Collect from the data below each line with "this".

*MATERIAL FOR THE TASK:*
>> begin
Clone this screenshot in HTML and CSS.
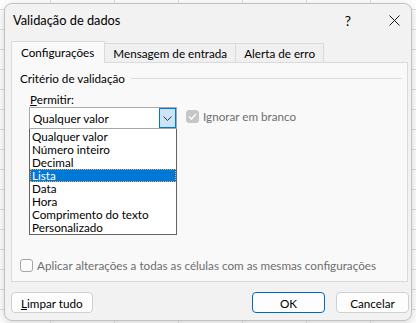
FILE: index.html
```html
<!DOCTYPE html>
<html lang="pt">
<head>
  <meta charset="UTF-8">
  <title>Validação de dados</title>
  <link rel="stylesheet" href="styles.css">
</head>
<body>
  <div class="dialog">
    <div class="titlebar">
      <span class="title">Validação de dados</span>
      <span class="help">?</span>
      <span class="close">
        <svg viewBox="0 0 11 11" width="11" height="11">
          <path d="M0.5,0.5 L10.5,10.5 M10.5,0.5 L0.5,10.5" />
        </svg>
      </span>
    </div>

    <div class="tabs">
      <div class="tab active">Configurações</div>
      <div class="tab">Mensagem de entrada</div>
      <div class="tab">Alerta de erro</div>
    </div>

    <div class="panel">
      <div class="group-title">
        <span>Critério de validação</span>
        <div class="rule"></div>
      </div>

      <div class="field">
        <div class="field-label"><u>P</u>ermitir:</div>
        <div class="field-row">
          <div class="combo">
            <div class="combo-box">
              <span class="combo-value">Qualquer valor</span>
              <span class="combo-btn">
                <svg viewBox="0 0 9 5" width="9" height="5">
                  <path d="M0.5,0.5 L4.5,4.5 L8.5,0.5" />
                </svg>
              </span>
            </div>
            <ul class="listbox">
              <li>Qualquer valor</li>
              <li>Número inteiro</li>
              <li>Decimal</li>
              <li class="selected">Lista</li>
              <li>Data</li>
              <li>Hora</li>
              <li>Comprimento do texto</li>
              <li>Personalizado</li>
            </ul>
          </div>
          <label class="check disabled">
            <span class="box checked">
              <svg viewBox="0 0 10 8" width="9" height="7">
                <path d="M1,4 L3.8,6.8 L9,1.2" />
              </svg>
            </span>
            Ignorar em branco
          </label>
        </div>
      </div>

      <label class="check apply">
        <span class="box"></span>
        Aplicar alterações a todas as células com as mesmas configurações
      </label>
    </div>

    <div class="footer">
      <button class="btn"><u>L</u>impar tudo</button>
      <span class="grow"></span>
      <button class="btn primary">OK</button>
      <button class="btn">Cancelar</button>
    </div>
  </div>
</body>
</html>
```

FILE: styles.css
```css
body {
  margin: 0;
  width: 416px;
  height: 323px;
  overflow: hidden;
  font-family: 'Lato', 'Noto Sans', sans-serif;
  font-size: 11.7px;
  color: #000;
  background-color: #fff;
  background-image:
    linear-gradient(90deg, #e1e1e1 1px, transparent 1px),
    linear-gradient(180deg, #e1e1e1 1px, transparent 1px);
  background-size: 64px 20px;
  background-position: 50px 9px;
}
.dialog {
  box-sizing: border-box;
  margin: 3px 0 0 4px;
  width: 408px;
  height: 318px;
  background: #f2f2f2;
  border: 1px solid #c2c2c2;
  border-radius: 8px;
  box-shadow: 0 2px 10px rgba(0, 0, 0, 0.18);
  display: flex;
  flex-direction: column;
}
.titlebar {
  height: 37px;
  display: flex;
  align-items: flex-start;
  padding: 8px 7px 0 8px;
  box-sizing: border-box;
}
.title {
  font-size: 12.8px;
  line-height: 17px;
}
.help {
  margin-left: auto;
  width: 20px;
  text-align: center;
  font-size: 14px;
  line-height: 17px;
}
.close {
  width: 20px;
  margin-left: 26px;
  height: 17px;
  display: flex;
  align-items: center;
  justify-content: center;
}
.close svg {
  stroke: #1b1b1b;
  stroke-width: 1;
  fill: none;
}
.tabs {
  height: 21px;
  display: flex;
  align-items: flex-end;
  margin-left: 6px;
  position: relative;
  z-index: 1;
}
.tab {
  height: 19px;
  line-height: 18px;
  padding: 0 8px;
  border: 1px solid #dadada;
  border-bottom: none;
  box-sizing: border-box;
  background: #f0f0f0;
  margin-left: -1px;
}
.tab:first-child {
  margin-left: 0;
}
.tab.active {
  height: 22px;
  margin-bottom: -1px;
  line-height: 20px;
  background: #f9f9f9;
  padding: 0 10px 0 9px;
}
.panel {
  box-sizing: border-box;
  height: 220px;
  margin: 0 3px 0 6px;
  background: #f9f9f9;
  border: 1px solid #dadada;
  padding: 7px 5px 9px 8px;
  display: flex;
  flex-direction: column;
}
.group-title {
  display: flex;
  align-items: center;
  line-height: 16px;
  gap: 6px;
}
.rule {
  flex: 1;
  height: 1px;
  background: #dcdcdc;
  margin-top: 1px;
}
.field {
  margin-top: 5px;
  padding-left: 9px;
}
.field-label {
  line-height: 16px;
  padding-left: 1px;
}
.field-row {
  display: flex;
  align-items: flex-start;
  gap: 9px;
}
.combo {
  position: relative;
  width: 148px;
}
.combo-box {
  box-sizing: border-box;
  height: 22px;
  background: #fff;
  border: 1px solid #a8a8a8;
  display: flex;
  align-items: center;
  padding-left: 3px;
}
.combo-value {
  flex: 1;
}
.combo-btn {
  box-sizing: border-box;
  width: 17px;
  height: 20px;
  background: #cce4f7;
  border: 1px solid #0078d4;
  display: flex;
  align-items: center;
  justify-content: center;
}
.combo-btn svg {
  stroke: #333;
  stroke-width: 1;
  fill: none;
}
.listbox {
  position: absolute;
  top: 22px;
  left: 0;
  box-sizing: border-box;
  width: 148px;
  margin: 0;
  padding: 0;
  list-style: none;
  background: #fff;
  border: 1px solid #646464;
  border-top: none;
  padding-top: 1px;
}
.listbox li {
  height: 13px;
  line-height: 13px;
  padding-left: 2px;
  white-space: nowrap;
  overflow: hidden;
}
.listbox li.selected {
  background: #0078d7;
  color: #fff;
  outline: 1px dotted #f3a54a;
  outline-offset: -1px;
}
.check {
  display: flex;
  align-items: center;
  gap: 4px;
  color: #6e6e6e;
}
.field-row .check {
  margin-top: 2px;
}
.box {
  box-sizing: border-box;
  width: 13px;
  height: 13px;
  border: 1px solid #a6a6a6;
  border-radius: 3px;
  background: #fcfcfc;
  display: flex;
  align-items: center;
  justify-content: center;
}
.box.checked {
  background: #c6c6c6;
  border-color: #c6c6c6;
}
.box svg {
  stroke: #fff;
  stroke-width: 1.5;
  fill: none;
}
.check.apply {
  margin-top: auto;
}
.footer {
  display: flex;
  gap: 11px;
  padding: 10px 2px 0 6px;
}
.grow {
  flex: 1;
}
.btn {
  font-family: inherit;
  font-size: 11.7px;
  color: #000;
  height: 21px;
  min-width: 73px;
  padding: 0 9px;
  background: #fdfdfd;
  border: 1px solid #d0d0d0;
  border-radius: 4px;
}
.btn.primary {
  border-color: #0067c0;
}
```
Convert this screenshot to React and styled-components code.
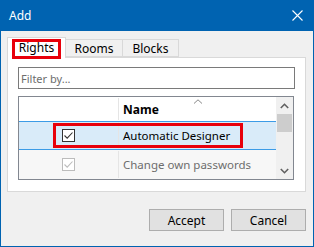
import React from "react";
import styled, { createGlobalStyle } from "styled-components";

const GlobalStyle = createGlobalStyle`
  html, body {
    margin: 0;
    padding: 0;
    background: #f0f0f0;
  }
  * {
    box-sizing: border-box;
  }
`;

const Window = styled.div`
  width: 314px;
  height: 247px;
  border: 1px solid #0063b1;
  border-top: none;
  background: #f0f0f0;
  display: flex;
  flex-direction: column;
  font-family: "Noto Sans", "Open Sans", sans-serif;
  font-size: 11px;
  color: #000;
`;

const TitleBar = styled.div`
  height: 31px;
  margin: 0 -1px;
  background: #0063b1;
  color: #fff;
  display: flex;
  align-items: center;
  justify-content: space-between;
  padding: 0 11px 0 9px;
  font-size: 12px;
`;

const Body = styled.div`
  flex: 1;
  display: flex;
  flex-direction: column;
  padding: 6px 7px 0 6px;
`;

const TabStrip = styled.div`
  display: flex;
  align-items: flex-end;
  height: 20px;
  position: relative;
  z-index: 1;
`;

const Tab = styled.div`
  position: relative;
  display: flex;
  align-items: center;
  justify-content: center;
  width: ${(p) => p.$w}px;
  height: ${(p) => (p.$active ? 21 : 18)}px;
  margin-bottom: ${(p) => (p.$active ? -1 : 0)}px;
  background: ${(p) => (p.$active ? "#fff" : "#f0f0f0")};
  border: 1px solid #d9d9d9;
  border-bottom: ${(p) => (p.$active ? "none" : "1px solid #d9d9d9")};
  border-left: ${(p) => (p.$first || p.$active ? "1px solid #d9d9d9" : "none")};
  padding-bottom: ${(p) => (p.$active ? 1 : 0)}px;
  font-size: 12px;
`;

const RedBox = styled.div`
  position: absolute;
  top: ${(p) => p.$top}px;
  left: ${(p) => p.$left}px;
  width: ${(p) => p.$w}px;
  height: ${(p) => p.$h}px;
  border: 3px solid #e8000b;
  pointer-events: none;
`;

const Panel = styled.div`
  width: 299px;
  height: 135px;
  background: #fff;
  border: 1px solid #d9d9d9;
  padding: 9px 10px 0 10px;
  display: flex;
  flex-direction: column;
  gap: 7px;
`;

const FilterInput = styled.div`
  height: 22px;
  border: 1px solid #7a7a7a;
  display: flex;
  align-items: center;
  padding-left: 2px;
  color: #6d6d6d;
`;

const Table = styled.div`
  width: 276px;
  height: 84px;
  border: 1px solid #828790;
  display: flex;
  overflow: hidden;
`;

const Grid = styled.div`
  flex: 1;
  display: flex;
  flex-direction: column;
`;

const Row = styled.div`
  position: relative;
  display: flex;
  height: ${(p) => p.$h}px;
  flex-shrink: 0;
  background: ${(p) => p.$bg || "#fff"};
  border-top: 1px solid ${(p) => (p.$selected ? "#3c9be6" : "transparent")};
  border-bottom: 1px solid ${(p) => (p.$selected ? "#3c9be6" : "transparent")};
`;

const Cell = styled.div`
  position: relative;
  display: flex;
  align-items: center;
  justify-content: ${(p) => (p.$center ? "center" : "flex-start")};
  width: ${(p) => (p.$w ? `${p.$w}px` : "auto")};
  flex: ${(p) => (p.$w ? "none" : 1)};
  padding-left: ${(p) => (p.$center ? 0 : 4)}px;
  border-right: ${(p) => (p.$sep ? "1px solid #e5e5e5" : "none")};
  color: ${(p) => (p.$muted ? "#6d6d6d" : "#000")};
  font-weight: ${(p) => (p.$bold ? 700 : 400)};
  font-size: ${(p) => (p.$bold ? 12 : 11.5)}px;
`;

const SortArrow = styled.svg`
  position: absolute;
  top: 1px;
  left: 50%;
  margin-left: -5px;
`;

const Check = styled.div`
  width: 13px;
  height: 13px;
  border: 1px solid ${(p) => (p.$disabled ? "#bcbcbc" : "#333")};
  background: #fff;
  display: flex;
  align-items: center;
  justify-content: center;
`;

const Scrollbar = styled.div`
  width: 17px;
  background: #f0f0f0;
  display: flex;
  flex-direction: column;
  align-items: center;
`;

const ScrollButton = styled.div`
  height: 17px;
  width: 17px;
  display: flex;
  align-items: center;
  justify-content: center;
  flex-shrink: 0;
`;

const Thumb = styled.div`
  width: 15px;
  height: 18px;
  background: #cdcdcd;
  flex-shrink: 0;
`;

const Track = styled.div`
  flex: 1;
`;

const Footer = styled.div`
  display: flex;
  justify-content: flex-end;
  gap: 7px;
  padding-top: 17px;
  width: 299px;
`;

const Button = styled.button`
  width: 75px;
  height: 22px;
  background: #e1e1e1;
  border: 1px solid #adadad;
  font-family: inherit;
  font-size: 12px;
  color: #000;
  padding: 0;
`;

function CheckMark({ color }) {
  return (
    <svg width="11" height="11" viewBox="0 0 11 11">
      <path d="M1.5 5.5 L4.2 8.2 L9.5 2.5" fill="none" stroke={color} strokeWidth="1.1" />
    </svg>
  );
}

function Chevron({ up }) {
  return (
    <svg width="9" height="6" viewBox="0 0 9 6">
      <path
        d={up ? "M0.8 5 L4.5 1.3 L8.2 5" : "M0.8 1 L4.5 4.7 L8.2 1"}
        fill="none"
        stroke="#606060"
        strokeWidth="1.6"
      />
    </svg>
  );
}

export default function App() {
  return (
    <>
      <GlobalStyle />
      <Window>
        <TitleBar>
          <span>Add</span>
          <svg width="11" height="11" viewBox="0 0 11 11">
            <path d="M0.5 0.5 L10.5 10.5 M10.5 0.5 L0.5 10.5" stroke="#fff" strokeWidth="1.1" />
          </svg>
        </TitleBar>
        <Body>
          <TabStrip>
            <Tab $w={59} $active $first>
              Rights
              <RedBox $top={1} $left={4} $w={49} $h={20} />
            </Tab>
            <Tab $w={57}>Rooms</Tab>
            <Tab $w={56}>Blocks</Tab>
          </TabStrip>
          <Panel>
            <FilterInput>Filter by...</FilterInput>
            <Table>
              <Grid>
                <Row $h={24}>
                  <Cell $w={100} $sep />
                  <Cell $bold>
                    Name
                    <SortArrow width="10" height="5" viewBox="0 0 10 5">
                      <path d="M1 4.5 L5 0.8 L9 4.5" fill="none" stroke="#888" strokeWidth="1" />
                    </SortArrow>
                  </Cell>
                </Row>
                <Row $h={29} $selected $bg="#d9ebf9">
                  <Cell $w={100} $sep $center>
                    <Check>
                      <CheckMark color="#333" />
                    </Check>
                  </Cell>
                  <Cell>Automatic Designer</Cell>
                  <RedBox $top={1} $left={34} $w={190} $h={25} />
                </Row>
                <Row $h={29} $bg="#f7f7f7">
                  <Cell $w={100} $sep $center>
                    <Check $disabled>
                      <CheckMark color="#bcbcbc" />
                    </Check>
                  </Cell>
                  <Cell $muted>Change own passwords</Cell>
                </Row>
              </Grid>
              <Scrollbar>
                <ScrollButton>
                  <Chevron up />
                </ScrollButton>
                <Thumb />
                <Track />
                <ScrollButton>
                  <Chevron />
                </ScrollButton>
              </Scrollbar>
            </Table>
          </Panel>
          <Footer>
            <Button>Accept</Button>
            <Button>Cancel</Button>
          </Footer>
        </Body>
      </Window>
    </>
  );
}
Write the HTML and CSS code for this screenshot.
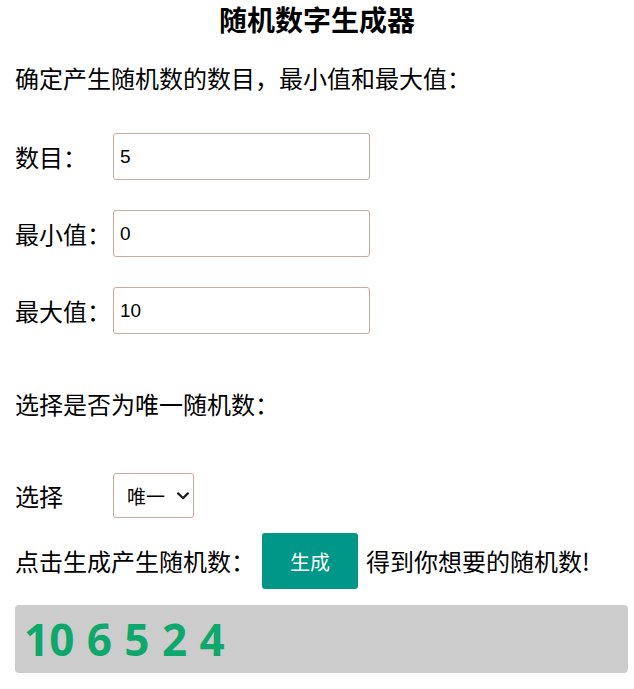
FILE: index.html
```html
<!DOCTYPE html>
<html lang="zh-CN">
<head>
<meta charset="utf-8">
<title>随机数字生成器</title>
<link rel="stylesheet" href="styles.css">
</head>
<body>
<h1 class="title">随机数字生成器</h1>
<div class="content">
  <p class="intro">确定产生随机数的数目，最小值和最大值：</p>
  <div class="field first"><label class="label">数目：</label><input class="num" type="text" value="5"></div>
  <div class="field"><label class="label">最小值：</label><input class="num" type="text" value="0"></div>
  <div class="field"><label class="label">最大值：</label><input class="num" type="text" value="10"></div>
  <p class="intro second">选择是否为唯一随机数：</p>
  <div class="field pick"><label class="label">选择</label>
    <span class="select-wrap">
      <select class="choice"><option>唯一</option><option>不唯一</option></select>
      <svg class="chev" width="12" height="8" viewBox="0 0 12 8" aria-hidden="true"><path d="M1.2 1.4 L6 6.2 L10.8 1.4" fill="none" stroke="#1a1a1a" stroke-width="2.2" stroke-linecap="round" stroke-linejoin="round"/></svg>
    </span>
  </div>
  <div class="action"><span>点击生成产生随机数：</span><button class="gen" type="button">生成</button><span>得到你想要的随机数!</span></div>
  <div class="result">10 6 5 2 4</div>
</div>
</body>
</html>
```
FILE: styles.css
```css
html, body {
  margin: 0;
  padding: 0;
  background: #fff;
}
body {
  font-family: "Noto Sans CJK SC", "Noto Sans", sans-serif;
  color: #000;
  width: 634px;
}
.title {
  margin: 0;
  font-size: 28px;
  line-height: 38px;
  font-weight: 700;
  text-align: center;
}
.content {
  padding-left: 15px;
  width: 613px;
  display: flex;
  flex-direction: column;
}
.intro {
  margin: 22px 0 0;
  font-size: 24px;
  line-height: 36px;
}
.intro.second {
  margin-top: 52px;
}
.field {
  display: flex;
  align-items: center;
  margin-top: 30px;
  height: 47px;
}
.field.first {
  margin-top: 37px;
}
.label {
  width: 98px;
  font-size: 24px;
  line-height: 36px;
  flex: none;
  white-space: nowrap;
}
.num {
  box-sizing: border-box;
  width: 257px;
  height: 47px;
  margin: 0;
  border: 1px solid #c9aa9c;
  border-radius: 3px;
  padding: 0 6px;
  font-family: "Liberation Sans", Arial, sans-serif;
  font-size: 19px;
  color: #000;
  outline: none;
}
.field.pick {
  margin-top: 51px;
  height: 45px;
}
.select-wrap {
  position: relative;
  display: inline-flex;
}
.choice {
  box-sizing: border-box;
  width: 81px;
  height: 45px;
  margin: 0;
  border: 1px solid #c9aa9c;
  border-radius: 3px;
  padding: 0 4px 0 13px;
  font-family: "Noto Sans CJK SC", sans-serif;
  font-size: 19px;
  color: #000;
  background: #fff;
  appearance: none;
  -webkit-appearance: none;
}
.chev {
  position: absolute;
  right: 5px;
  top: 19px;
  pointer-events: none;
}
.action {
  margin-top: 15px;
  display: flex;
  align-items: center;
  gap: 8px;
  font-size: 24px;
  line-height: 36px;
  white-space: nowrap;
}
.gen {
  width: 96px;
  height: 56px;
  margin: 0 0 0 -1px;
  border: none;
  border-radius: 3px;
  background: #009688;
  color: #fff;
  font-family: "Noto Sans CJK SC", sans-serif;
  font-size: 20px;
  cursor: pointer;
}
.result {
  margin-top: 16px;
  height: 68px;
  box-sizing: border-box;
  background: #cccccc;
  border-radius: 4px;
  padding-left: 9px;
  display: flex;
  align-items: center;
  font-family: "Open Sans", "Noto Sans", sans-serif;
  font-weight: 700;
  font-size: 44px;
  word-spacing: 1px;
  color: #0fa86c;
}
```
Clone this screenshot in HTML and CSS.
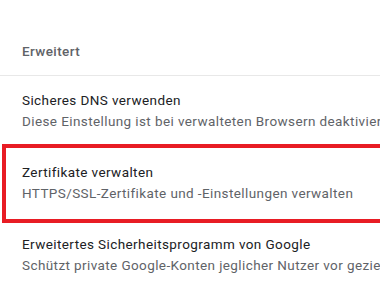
>> end
*TASK RESULT:*
Clone this screenshot in HTML and CSS.
Convert this screenshot to React and styled-components code.
Write the HTML and CSS code for this screenshot.
Clone this screenshot in HTML and CSS.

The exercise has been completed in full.